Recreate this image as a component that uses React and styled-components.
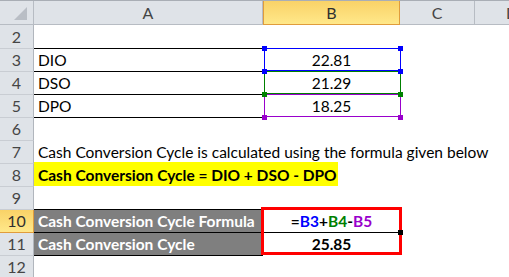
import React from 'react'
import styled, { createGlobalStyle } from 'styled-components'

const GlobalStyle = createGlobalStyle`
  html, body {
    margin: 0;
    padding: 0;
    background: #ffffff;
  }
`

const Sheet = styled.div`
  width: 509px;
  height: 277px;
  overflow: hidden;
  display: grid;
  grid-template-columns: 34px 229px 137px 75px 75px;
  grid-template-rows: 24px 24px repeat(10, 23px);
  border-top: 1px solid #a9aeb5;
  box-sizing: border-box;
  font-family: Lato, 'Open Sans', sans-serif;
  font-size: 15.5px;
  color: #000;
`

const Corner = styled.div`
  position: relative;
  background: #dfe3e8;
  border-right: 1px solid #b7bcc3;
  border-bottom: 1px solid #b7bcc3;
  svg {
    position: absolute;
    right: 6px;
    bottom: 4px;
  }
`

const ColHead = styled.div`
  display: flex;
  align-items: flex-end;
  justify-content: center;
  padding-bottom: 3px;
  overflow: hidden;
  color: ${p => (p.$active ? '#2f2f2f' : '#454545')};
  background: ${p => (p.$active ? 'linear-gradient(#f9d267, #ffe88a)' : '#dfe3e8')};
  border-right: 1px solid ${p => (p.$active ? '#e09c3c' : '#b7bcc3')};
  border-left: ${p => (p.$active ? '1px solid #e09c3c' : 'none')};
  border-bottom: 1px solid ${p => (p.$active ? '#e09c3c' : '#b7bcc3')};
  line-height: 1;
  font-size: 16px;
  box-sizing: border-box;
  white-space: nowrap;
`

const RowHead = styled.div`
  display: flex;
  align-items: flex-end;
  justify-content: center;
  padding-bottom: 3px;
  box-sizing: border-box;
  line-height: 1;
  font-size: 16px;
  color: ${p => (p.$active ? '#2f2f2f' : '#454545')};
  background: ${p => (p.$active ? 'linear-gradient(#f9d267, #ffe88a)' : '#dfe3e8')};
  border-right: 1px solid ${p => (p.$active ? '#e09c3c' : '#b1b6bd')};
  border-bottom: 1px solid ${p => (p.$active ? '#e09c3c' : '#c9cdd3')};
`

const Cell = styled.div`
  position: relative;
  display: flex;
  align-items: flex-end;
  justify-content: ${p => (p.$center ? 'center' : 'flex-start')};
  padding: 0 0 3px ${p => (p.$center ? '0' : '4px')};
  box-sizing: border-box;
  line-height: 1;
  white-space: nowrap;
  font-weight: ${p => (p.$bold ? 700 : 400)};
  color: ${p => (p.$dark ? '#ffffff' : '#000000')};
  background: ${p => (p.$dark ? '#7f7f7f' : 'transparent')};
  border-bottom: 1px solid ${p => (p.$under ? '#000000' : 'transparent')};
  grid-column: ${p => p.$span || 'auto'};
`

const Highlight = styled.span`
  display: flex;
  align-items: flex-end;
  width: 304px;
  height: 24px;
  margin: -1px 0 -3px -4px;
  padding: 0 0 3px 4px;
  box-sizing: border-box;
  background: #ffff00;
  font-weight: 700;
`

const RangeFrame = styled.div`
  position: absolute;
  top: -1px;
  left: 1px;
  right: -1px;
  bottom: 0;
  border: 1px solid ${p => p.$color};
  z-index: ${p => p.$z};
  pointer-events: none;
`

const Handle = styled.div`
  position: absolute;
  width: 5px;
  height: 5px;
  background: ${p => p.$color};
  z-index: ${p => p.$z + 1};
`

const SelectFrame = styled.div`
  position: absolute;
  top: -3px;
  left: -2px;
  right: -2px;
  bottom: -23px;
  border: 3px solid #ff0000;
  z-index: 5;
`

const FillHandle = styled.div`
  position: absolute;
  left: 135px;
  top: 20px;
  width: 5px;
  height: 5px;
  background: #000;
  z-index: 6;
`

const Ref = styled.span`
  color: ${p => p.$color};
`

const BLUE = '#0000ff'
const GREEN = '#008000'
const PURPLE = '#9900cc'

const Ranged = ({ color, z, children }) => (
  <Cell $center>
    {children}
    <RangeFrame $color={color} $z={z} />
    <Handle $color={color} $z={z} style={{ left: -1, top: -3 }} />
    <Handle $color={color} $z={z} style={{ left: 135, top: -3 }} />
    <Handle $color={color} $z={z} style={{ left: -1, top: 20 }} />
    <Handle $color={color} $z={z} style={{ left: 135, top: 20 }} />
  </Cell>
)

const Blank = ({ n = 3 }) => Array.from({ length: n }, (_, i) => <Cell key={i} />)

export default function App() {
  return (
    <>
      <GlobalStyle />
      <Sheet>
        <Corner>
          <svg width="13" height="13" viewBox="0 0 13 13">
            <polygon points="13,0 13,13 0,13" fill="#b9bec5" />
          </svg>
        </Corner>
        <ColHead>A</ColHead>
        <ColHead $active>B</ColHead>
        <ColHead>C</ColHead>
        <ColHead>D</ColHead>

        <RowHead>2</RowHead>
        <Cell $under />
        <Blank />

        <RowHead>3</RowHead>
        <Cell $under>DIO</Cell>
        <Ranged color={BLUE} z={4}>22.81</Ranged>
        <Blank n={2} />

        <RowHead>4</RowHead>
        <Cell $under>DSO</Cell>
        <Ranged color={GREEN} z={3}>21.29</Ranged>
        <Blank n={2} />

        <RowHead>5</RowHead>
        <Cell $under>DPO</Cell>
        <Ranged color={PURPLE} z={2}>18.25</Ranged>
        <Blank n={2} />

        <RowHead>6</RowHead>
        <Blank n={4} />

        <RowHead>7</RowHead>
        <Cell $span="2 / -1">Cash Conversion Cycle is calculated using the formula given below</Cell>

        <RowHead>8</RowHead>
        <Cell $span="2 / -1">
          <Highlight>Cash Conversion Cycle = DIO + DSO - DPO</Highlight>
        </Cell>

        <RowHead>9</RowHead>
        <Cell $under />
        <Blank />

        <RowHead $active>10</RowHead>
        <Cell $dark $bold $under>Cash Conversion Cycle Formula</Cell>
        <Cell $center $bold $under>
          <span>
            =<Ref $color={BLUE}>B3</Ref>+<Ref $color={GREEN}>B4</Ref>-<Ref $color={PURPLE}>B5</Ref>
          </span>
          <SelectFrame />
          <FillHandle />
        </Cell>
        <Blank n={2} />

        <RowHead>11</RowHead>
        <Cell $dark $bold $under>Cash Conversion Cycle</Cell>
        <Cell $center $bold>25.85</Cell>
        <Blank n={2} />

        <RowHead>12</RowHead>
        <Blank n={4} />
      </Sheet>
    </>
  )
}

-----

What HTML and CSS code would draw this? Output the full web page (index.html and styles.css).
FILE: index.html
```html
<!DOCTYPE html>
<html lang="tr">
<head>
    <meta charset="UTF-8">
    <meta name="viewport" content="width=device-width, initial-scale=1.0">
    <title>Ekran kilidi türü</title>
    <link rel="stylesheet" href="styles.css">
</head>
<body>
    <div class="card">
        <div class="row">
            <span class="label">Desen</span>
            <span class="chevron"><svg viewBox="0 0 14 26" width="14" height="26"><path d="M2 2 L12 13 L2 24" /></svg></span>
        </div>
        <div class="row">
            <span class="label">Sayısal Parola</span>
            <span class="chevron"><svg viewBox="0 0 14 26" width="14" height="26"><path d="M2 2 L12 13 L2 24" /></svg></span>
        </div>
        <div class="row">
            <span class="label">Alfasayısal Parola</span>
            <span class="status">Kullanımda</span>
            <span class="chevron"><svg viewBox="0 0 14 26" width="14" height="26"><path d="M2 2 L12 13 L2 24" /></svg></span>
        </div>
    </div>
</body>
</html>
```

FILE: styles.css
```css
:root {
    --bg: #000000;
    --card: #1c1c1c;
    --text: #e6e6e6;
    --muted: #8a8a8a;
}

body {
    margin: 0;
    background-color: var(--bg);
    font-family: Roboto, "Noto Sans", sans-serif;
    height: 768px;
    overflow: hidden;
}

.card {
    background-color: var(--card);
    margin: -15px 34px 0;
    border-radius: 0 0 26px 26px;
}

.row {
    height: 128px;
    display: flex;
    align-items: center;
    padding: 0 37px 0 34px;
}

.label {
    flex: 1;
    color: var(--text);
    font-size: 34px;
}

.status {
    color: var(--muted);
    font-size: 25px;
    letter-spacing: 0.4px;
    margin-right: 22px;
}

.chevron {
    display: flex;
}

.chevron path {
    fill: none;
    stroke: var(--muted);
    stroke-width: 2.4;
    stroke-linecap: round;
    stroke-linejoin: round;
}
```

-----

**Objective:** Copy every line of the records above that contains "this".

**Expected answer:**
Recreate this image as a component that uses React and styled-components.
What HTML and CSS code would draw this? Output the full web page (index.html and styles.css).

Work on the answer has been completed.